Gehry grew up in a Jewish family – his father, a pinball machine and jukebox supplier, changed the family name from Goldberg – but he lists his religious beliefs as “None. Atheist. Zero.” He adds, in a reference to his Canadian childhood, “I know what it’s like to be beat up for killing Christ.” Something else that endures from his Canadian upbringing is his love of hockey. Gehry set up an office team to play in an over-30s league, but a back operation three years ago ended his amateur playing career. He did, however, just design the Hockey World Cup trophy, which will be presented to the tournament winner in Toronto this month.
Gehry, who counts National Hockey League players as well as artists, fashion designers and politicians among his friends, is no stranger to the society pages. It was even alleged recently that he had hired Brad Pitt as his apprentice. Gehry remains bemused by this. “Brad Pitt called me and asked if he could come visit me in the office. And he said, ‘I’d love to come work in a place like this,’ and I said, ‘You’re hired’. It was a joke.” Gehry did, however, show up to a meeting for the Grand Avenue urban renewal project in LA with a design team that included Zaha Hadid, Jean Nouvel and Pitt.
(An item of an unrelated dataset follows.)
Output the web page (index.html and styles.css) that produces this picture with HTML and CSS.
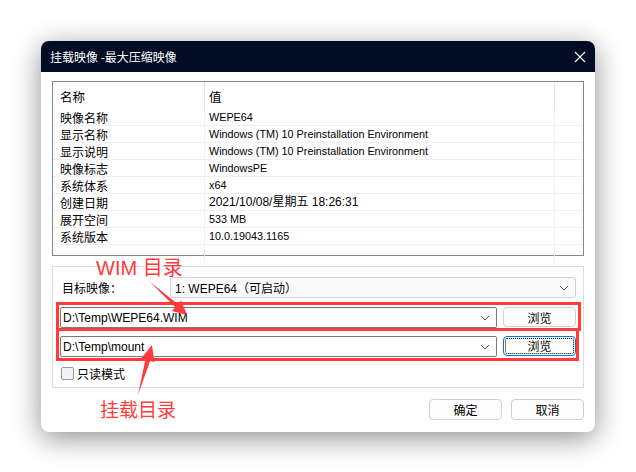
FILE: index.html
```html
<!DOCTYPE html>
<html lang="zh-CN">
<head>
  <meta charset="UTF-8">
  <title>挂载映像</title>
  <link rel="stylesheet" href="styles.css">
</head>
<body>

<div class="dialog">
  <div class="titlebar">
    <span class="title">挂载映像 -最大压缩映像</span>
    <svg class="close" width="12" height="12" viewBox="0 0 12 12">
      <path d="M1 1 L11 11 M11 1 L1 11" stroke="#fff" stroke-width="1.1" fill="none"/>
    </svg>
  </div>

  <div class="content">
    <div class="list">
      <div class="row head">
        <div class="c1">名称</div><div class="c2">值</div><div class="c3"></div>
      </div>
      <div class="row"><div class="c1">映像名称</div><div class="c2">WEPE64</div><div class="c3"></div></div>
      <div class="row"><div class="c1">显示名称</div><div class="c2">Windows (TM) 10 Preinstallation Environment</div><div class="c3"></div></div>
      <div class="row"><div class="c1">显示说明</div><div class="c2">Windows (TM) 10 Preinstallation Environment</div><div class="c3"></div></div>
      <div class="row"><div class="c1">映像标志</div><div class="c2">WindowsPE</div><div class="c3"></div></div>
      <div class="row"><div class="c1">系统体系</div><div class="c2">x64</div><div class="c3"></div></div>
      <div class="row"><div class="c1">创建日期</div><div class="c2 wide">2021/10/08/星期五 18:26:31</div><div class="c3"></div></div>
      <div class="row"><div class="c1">展开空间</div><div class="c2">533 MB</div><div class="c3"></div></div>
      <div class="row"><div class="c1">系统版本</div><div class="c2">10.0.19043.1165</div><div class="c3"></div></div>
      <div class="row last"><div class="c1"></div><div class="c2"></div><div class="c3"></div></div>
    </div>

    <div class="group">
      <div class="target">
        <span class="label">目标映像：</span>
        <div class="combo flat">
          <span>1: WEPE64（可启动）</span>
          <svg class="chev" width="10" height="6" viewBox="0 0 10 6"><path d="M1 1 L5 5 L9 1" stroke="#555" fill="none"/></svg>
        </div>
      </div>

      <div class="mark first">
        <div class="combo edit">
          <span>D:\Temp\WEPE64.WIM</span>
          <svg class="chev" width="10" height="6" viewBox="0 0 10 6"><path d="M1 1 L5 5 L9 1" stroke="#555" fill="none"/></svg>
        </div>
        <button class="btn browse">浏览</button>
      </div>
      <div class="mark second">
        <div class="combo edit">
          <span>D:\Temp\mount</span>
          <svg class="chev" width="10" height="6" viewBox="0 0 10 6"><path d="M1 1 L5 5 L9 1" stroke="#555" fill="none"/></svg>
        </div>
        <button class="btn browse focus"><span>浏览</span></button>
      </div>

      <label class="check"><span class="box"></span>只读模式</label>
    </div>

    <div class="footer">
      <button class="btn">确定</button>
      <button class="btn">取消</button>
    </div>
  </div>
</div>

<div class="note note-wim">WIM 目录</div>
<div class="note note-mount">挂载目录</div>
<svg class="arrows" width="636" height="472" viewBox="0 0 636 472">
  <polygon fill="#ff3b3b" points="149,281 177.9,304.2 181.3,300.5 187,315 171.9,310.9 175.3,307.2"/>
  <polygon fill="#ff3b3b" points="138,395 150.1,361.1 154.4,362.3 152,345 141,358.5 145.3,359.7"/>
</svg>

</body>
</html>
```

FILE: styles.css
```css
body {
  margin: 0;
  background: #fff;
  font-family: "Liberation Sans", "Noto Sans CJK SC", sans-serif;
  font-size: 12px;
  color: #000;
  width: 636px;
  height: 472px;
  overflow: hidden;
  position: relative;
}

.dialog {
  position: absolute;
  left: 41px;
  top: 41px;
  width: 554px;
  height: 391px;
  background: #fff;
  border-radius: 8px;
  overflow: hidden;
  box-shadow: 0 6px 28px rgba(0, 0, 0, 0.45);
}

.titlebar {
  height: 31px;
  background: #010b23;
  color: #fff;
  display: flex;
  align-items: center;
  justify-content: space-between;
  padding: 0 9px 0 9px;
}

.title {
  font-family: "Noto Sans CJK SC", sans-serif;
  font-size: 12px;
}

.content {
  padding: 9px 11px 0 11px;
}

.list {
  height: 175px;
  border: 1px solid #828790;
  box-sizing: border-box;
  background: #fff;
}

.row {
  display: flex;
  height: 17px;
  line-height: 17px;
  border-bottom: 1px solid #f0f0f0;
  box-sizing: border-box;
}

.row.head {
  height: 27px;
  line-height: 29px;
  border-bottom: none;
  font-size: 13px;
}

.row.last {
  border-bottom: none;
}

.c1 {
  width: 144px;
  padding-left: 7px;
  border-right: 1px solid #f0f0f0;
  font-family: "Noto Sans CJK SC", sans-serif;
  font-size: 12px;
}

.c2 {
  width: 345px;
  padding-left: 4px;
  border-right: 1px solid #f0f0f0;
  font-size: 10.8px;
  white-space: nowrap;
}

.c2.wide {
  font-size: 12px;
}

.c3 {
  flex: 1;
}

.row.head .c1,
.row.head .c2 {
  font-family: "Noto Sans CJK SC", sans-serif;
  font-size: 12.5px;
  border-right-color: #e5e5e5;
}

.group {
  margin-top: 10px;
  height: 122px;
  box-sizing: border-box;
  border: 1px solid #dcdcdc;
  padding: 10px 7px 0 3px;
}

.target {
  display: flex;
  align-items: center;
  height: 21px;
  padding-left: 6px;
  margin-bottom: 4px;
}

.label {
  font-family: "Noto Sans CJK SC", sans-serif;
  width: 108px;
}

.combo {
  display: flex;
  align-items: center;
  justify-content: space-between;
  box-sizing: border-box;
  height: 21px;
  padding: 0 6px 0 4px;
  font-size: 12px;
}

.combo.flat {
  flex: 1;
  border: 1px solid #d0d0d0;
  border-radius: 3px;
  background: #fafafa;
}

.combo.edit {
  width: 437px;
  border: 1px solid #7a7a7a;
  border-radius: 2px;
  background: #fff;
  padding-left: 2px;
}

.mark {
  display: flex;
  align-items: flex-start;
  box-sizing: border-box;
  border: 3px solid #ff3b3b;
  margin-right: -5px;
}

.mark.first {
  height: 29px;
  padding: 2px 0 0 1px;
}

.mark.second {
  height: 30px;
  border-top: none;
  padding: 5px 0 0 1px;
  margin-right: -3px;
}

.btn {
  font-family: "Noto Sans CJK SC", sans-serif;
  font-size: 12px;
  width: 73px;
  height: 21px;
  padding: 0;
  background: #fdfdfd;
  border: 1px solid #d0d0d0;
  border-radius: 4px;
  color: #000;
}

.browse {
  margin-left: 6px;
  height: 20px;
}

.browse.focus {
  border: 1px solid #0078d7;
  padding: 1px;
}

.browse.focus span {
  display: block;
  height: 100%;
  box-sizing: border-box;
  border: 1px dotted #000;
  border-radius: 2px;
  line-height: 14px;
}

.check {
  display: flex;
  align-items: center;
  font-family: "Noto Sans CJK SC", sans-serif;
  margin-top: 5px;
  padding-left: 5px;
  height: 14px;
}

.box {
  width: 11px;
  height: 11px;
  border: 1px solid #999;
  border-radius: 2px;
  background: #f4f4f4;
  margin-right: 3px;
}

.footer {
  display: flex;
  justify-content: flex-end;
  gap: 9px;
  margin-top: 11px;
  padding-right: 0;
}

.note {
  position: absolute;
  color: #ff3b3b;
  font-family: "Liberation Sans", "Noto Sans CJK SC", sans-serif;
  font-size: 20px;
  line-height: 22px;
  white-space: nowrap;
}

.note-wim {
  left: 96px;
  top: 257px;
}

.note-mount {
  left: 100px;
  top: 400px;
  font-size: 19px;
}

.arrows {
  position: absolute;
  left: 0;
  top: 0;
  pointer-events: none;
}
```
But that was just “play”.
Gehry is designing a new house for himself, about which he says simply, “It’s torture.” But apart from that personal project and an apartment scheme in Brooklyn, which includes a quota of social housing, his projects are largely grand cultural affairs and commissions from private universities. In his early career, Gehry worked on designs for social housing. Does the former socialist never feel the need to do something more socially responsible? “I think this is socially responsible,” he says, gesturing at the pavilion. “I’d love to do social housing but the system doesn’t exist here in America. I can’t get rid of Bush – that would be the most socially responsible thing I could do.”